DISCUSSIONI Una lectio magistralis per aprire le celebrazioni
Dopo 150 anni di unità nazionale l'italiano ha vinto
Nel 1861 - ha chiarito Michele Cortelazzo - lo parlava il 10 per cento della popolazione, oggi il 90 per cento. Il rischio è la marginalizzazione europea


Non è stato l'italiano ad aver unito il Paese. Viceversa, il rafforzamento della società italiana ha unito la lingua. Nel 1861 l'italiano era parlato dal 10% degli abitanti; 150 anni dopo l'unità lo usa più del 90%. Le percentuali si sono ribaltate. Ma i motivi sono molteplici. Talvolta sorprendenti. E il futuro? Il rischio è che l'italiano diventi un dialetto dell'Europa. Nell'Unione Europea ormai le lingue "di lavoro" sono francese, inglese e tedesco. Le altre sono minoritarie, anche se l'italiano resta la quarta lingua più studiata al mondo. Perfino dai cinesi. Potenza dell'atmosfera culturale che avvolge il Paese e attira interesse. E potenza anche dell'opera, che in tutto il mondo parla italiano.

Michele Cortelazzo, italianista di spicco, preside della facoltà di Lettere dell'università di Padova, ha inaugurato il programma di iniziative vicentine per i 150 dell'Unità d'Italia con una lectio magistralis sugli aspetti linguistici di questi 150 anni. La serata, condotta da Stefano Ferrio, e svoltasi al Ridotto del teatro comunale, è vissuta anche su un concerto dell'orchestra di fiati (Wind Band) del "Pedrollo".

Si parla sempre più italiano, questo è certo. Cortelazzo ha ricordato un'indagine Istat: nel 1987 era il 14% chi non parlava italiano neanche con gli estranei. Questa percentuale è scesa al 9.8% nel 1995 e al 5.4% nel 2006. Attualmente il record è del Lazio: il 15% parla in dialetto con tutti, mentre il Veneto ha il record in Italia di chi conosce il dialetto, il 44%. Un punto più sotto è la Campania, con il 43%.

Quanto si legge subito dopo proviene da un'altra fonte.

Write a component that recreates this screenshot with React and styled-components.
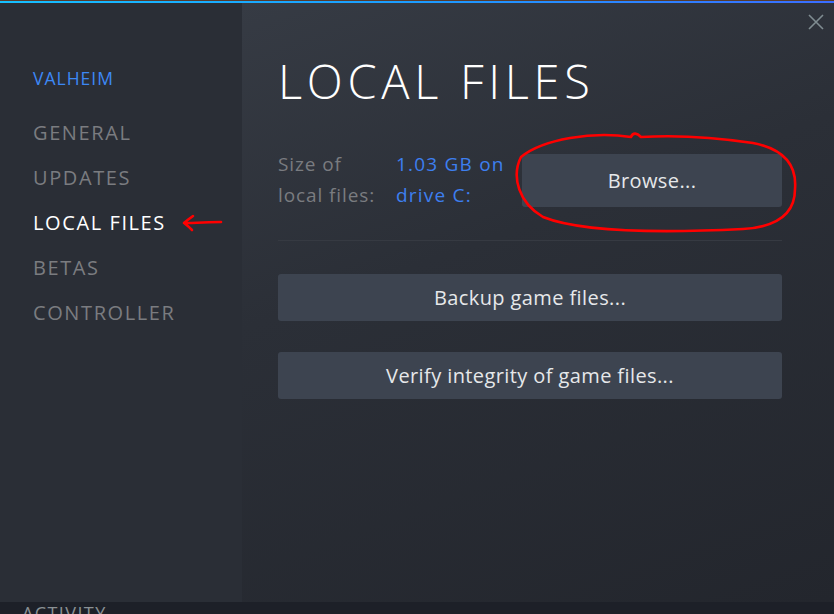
import React from "react";
import styled, { createGlobalStyle } from "styled-components";

const GlobalStyle = createGlobalStyle`
  html, body {
    margin: 0;
    padding: 0;
    background: #1d2027;
  }
  * { box-sizing: border-box; }
`;

const Page = styled.div`
  width: 834px;
  height: 614px;
  display: flex;
  flex-direction: column;
  overflow: hidden;
  font-family: "Open Sans", "Noto Sans", sans-serif;
`;

const TopStrip = styled.div`
  height: 3px;
  background: linear-gradient(90deg, #16c0ff 0%, #1c9cff 50%, #3b6dff 100%);
  border-top: 1px solid #5a3c2a;
`;

const Dialog = styled.div`
  flex: 1;
  display: flex;
  min-height: 0;
`;

const Sidebar = styled.nav`
  width: 242px;
  background: #2a2e36;
  padding: 63px 0 0 33px;
  display: flex;
  flex-direction: column;
`;

const GameTitle = styled.div`
  color: #3d88f5;
  font-size: 17.5px;
  letter-spacing: 1px;
  line-height: 24px;
  margin-bottom: 20px;
`;

const NavItem = styled.div`
  display: flex;
  align-items: center;
  gap: 16px;
  height: 45px;
  font-size: 20px;
  letter-spacing: 1.6px;
  color: ${(p) => (p.active ? "#ffffff" : "#7a7c80")};
`;

const Main = styled.main`
  flex: 1;
  position: relative;
  padding: 48px 52px 0 36px;
  background: linear-gradient(160deg, #363b44 0%, #2b2f37 40%, #23262d 100%);
`;

const Close = styled.div`
  position: absolute;
  top: 10px;
  right: 10px;
  width: 16px;
  height: 16px;
`;

const Heading = styled.h1`
  margin: 0 0 38px 0;
  font-size: 47px;
  font-weight: 300;
  letter-spacing: 4.7px;
  line-height: 60px;
  color: #ffffff;
`;

const InfoRow = styled.div`
  display: flex;
  align-items: center;
  padding-bottom: 29px;
  border-bottom: 1px solid #363a42;
`;

const InfoLabel = styled.div`
  width: 118px;
  font-size: 19px;
  letter-spacing: 0.9px;
  line-height: 31px;
  color: #7a7c80;
`;

const InfoValue = styled.div`
  width: 126px;
  font-size: 19px;
  letter-spacing: 1.2px;
  line-height: 31px;
  color: #3d7ff0;
`;

const BrowseWrap = styled.div`
  flex: 1;
  position: relative;
`;

const Button = styled.button`
  display: block;
  width: 100%;
  height: ${(p) => p.h || 47}px;
  border: none;
  border-radius: 3px;
  background: #3d4450;
  color: #e6e8ea;
  font-family: "Open Sans", "Noto Sans", sans-serif;
  font-size: 20px;
  letter-spacing: 0.4px;
  padding: 0;
  margin-top: ${(p) => p.mt || 0}px;
`;

const Circle = styled.svg`
  position: absolute;
  left: -9px;
  top: -25px;
  width: 286px;
  height: 106px;
  pointer-events: none;
`;

const BottomBar = styled.div`
  height: 12px;
  background: #1d2028;
  padding-left: 22px;
  overflow: hidden;
  color: #8a9094;
  font-size: 18px;
  line-height: 22px;
  letter-spacing: 1.4px;
`;

const navItems = ["GENERAL", "UPDATES", "LOCAL FILES", "BETAS", "CONTROLLER"];

function Arrow() {
  return (
    <svg width="42" height="18" viewBox="0 0 42 18">
      <path
        d="M11 2 C7 5 4 7 2 9 C5 11 8 14 10 16 M2 9 C14 9 28 8 39 8"
        fill="none"
        stroke="#ff0000"
        strokeWidth="2.6"
        strokeLinecap="round"
        strokeLinejoin="round"
      />
    </svg>
  );
}

export default function App() {
  return (
    <>
      <GlobalStyle />
      <Page>
        <TopStrip />
        <Dialog>
          <Sidebar>
            <GameTitle>VALHEIM</GameTitle>
            {navItems.map((n) => (
              <NavItem key={n} active={n === "LOCAL FILES"}>
                {n}
                {n === "LOCAL FILES" && <Arrow />}
              </NavItem>
            ))}
          </Sidebar>
          <Main>
            <Close>
              <svg width="16" height="16" viewBox="0 0 16 16">
                <path d="M1 1 L15 15 M15 1 L1 15" stroke="#7f8c91" strokeWidth="1.6" />
              </svg>
            </Close>
            <Heading>LOCAL FILES</Heading>
            <InfoRow>
              <InfoLabel>
                Size of
                <br />
                local files:
              </InfoLabel>
              <InfoValue>
                1.03 GB on
                <br />
                drive C:
              </InfoValue>
              <BrowseWrap>
                <Button h={53}>Browse...</Button>
                <Circle viewBox="0 0 286 106">
                  <path
                    d="M118 8 C80 2 30 10 8 28 C-2 48 6 74 30 88 C70 104 150 104 230 100 C262 98 282 86 282 60 C284 36 270 20 240 14 C200 8 160 6 128 8 C124 4 120 3 118 8"
                    fill="none"
                    stroke="#ff0000"
                    strokeWidth="2.6"
                    strokeLinecap="round"
                  />
                </Circle>
              </BrowseWrap>
            </InfoRow>
            <Button mt={33}>Backup game files...</Button>
            <Button mt={31}>Verify integrity of game files...</Button>
          </Main>
        </Dialog>
        <BottomBar>ACTIVITY</BottomBar>
      </Page>
    </>
  );
}
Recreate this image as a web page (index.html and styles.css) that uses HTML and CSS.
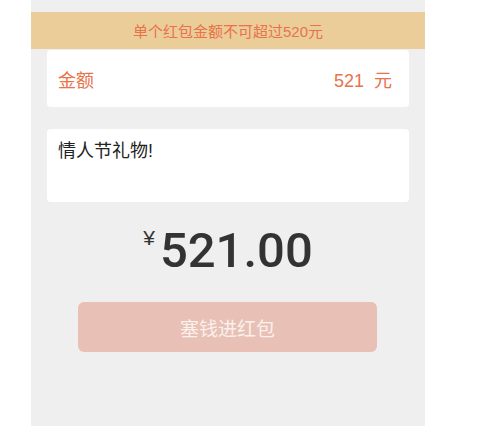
FILE: index.html
```html
<!DOCTYPE html>
<html lang="zh-CN">
<head>
<meta charset="utf-8">
<title>发红包</title>
<link rel="stylesheet" href="styles.css">
</head>
<body>
<div class="panel">
  <div class="notice">单个红包金额不可超过520元</div>
  <div class="card amount-row">
    <span class="label">金额</span>
    <span class="value"><span class="num">521</span><span class="unit">元</span></span>
  </div>
  <div class="card message">情人节礼物!</div>
  <div class="total"><span class="yen">¥</span><span class="big">521.00</span></div>
  <button class="submit" type="button">塞钱进红包</button>
</div>
</body>
</html>
```
FILE: styles.css
```css
html, body {
  margin: 0;
  padding: 0;
  background: #ffffff;
}
body {
  font-family: "Liberation Sans", "Noto Sans CJK SC", sans-serif;
}
.panel {
  margin-left: 31px;
  width: 394px;
  height: 426px;
  background: #efefef;
  padding-top: 12px;
  box-sizing: border-box;
  display: flex;
  flex-direction: column;
}
.notice {
  height: 37px;
  background: #ebcd99;
  color: #e8734a;
  font-size: 15px;
  display: flex;
  align-items: center;
  justify-content: center;
}
.card {
  background: #ffffff;
  border-radius: 4px;
  margin: 0 16px;
  box-sizing: border-box;
}
.amount-row {
  margin-top: 1px;
  height: 57px;
  padding: 0 17px 0 11px;
  display: flex;
  align-items: center;
  justify-content: space-between;
  color: #e8734a;
  font-size: 18px;
}
.value {
  display: flex;
  align-items: baseline;
  gap: 10px;
}
.message {
  margin-top: 22px;
  height: 73px;
  padding: 11px 11px;
  font-size: 18px;
  color: #222222;
  line-height: 22px;
}
.total {
  margin-top: 24px;
  display: flex;
  justify-content: center;
  align-items: flex-start;
  color: #333333;
}
.yen {
  font-size: 21px;
  line-height: 1;
  margin-top: 1px;
  margin-right: 5px;
}
.big {
  font-family: Roboto, "Liberation Sans", sans-serif;
  font-weight: 500;
  font-size: 49px;
  line-height: 50px;
}
.submit {
  margin: 26px 48px 0 47px;
  height: 50px;
  border: none;
  border-radius: 6px;
  background: #e8c0b5;
  color: #fbf0ec;
  font-family: "Liberation Sans", "Noto Sans CJK SC", sans-serif;
  font-size: 19px;
  padding: 0;
}
```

È vero, come sosteneva Tullio De Mauro negli anni Sessanta, che l'italiano è stato insegnato da scuola, stampa e televisione? Sì e no, ha risposto Cortelazzo. Prima di questi, ci sono altri fattori determinanti: l'emigrazione, l'urbanesimo interno e…il servizio militare. Si tratta di situazioni che favoriscono la mobilità, allargano gli orizzonti e rinsaldano il rapporto tra le persone. Ma sono situazioni nelle quali è necessario trovare una "lingua franca" per comunicare: i minatori in Svizzera, benché lavorassero nel Cantone tedesco, pur proveniendo da molte regioni, tra loro parlavano italiano. E oggi gli immigrati (nel Veneto si parlando cinquanta lingue) con noi indigeni parlano italiano o dialetto. Scuola e stampa sono arrivate dopo queste trasformazioni. E hanno svolto un ruolo importante ma, almeno per la stampa, limitato: ancora nel 2001 solo il 30% degli italiani aveva la licenza elementare, e un altro 30% il diploma delle medie.

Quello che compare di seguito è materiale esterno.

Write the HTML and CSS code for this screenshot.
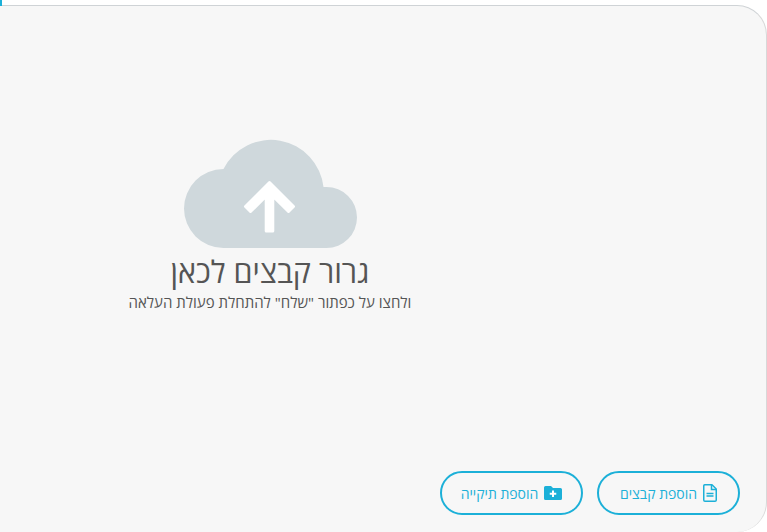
FILE: index.html
```html
<!DOCTYPE html>
<html lang="he" dir="rtl">
<head>
  <meta charset="UTF-8" />
  <meta name="viewport" content="width=device-width, initial-scale=1.0"/>
  <title>העלאת קבצים</title>
  <link rel="stylesheet" href="styles.css">
</head>
<body>
  <div class="tab-mark"></div>
  <div class="upload-panel">
    <div class="drop-zone">
      <svg class="cloud-icon" viewBox="183 139 174 110" width="174" height="110" aria-hidden="true">
        <path fill="#cfd8dc" d="M223.500 248a39.500 39.500 0 0 1 0-79a53 53 0 0 1 100 18h3a30.500 30.500 0 0 1 0 61z"/>
        <path fill="#fff" stroke="#fff" stroke-width="3" stroke-linejoin="round" d="M269.500 182.500L293.500 206.500L288.500 211.500L272.800 196V231H266.200V196L250.500 211.500L245.500 206.500z"/>
      </svg>
      <h2 class="drop-title">גרור קבצים לכאן</h2>
      <p class="drop-hint">ולחצו על כפתור "שלח" להתחלת פעולת העלאה</p>
    </div>
    <div class="actions">
      <button class="action-btn" type="button">
        <svg class="file-icon" viewBox="0 0 14 18" width="14" height="18" aria-hidden="true">
          <path fill="none" stroke="currentColor" stroke-width="1.500" stroke-linejoin="round" d="M1.750.750H9L13.250 5v11a1.250 1.250 0 0 1-1.250 1.250H2A1.250 1.250 0 0 1 .750 16V2A1.250 1.250 0 0 1 1.750.750z"/>
          <path fill="none" stroke="currentColor" stroke-width="1.500" d="M8.500 1v4.500H13M3.500 9.500h7M3.500 12h7"/>
        </svg>
        <span>הוספת קבצים</span>
      </button>
      <button class="action-btn" type="button">
        <svg class="folder-icon" viewBox="0 0 18 14" width="18" height="14" aria-hidden="true">
          <path fill="currentColor" d="M1.500 0h5.500l2 2h7.500A1.500 1.500 0 0 1 18 3.500v9a1.500 1.500 0 0 1-1.500 1.500h-15A1.500 1.500 0 0 1 0 12.500v-11A1.500 1.500 0 0 1 1.500 0z"/>
          <path fill="none" stroke="#fff" stroke-width="2" d="M9 4.500v6.500M5.750 7.750h6.500"/>
        </svg>
        <span>הוספת תיקייה</span>
      </button>
    </div>
  </div>
</body>
</html>
```

FILE: styles.css
```css
html, body {
  height: 100%;
}

body {
  font-family: "Open Sans", "Noto Sans", "Liberation Sans", sans-serif;
  background-color: white;
  margin: 0;
  padding-top: 5px;
  box-sizing: border-box;
  overflow: hidden;
  position: relative;
}

.tab-mark {
  position: absolute;
  top: 0;
  left: 0;
  width: 2px;
  height: 6px;
  background-color: #1cb0d8;
}

.upload-panel {
  box-sizing: border-box;
  height: 100%;
  background-color: #f7f7f7;
  border-top: 1px solid #cfd3d6;
  border-right: 1px solid #d8d8d8;
  border-radius: 0 30px 30px 0;
  display: flex;
  flex-direction: column;
  padding: 0 26px 17px 0;
}

.drop-zone {
  width: 540px;
  margin-right: 200px;
  padding-top: 133px;
  display: flex;
  flex-direction: column;
  align-items: center;
}

.cloud-icon {
  display: block;
}

.drop-title {
  margin: 3px 0 0;
  font-size: 30.500px;
  line-height: 38px;
  font-weight: 400;
  color: #555;
}

.drop-hint {
  margin: 2px 0 0;
  font-size: 15px;
  line-height: 20px;
  color: #555;
}

.actions {
  margin-top: auto;
  display: flex;
  gap: 14px;
}

.action-btn {
  box-sizing: border-box;
  width: 143px;
  height: 44px;
  padding: 0;
  display: flex;
  justify-content: center;
  align-items: center;
  gap: 6px;
  font-family: inherit;
  font-size: 14px;
  color: #1cb0d8;
  background: transparent;
  border: 2px solid #1cb0d8;
  border-radius: 22px;
  cursor: pointer;
}
```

Idee non sono mancate in questi 150 anni. Alessandro Manzoni, consulente del ministero, pensava di esportare in Italia il fiorentino come lingua degli italiani: sognava anche di distribuire gli insegnanti toscani in Italia e di elaborare un dizionario toscano-fiorentino. Contro queste idee si batté Isaia Ascoli, goriziano, il più grande linguista dell'Ottocento: fu lui a inventare le denominazioni delle Tre Venezie, Euganea, Tridentina e Giulia. Spiegò che il vero guaio dell'italiano era la poca densità del terreno culturale in cui attecchiva e, soprattutto "l'antichissimo cancro della retorica" che non si riusciva ad estirpare.

E questa battaglia è durata sino a pochissimi decenni fa. Nel frattempo, l'italiano non ha estirpato i dialetti. S'è guadagnato spazio (fino a 50 anni fa non era pensabile una dichiarazione d'amore in italiano…) ma non a scapito del dialetto. Oggi si può essere italiani e veneti, perché il problema è un altro. Gli orizzonti si allargano. I giovani conoscono coetanei di altri Paesi, frequentano l'Erasmus e imparano altre lingue. Quelle potenti, come l'inglese. Quello che è capitato 150 anni fa, quando si andava a fare il soldato e l'esercito vietava di parlare in dialetto (alpini a parte), può succedere oggi con l'italiano. Che non è la "lingua franca" per parlare tra i giovani, o tra i 23 idiomi dell'Unione Europea, dove le lingue forti sono solo tre.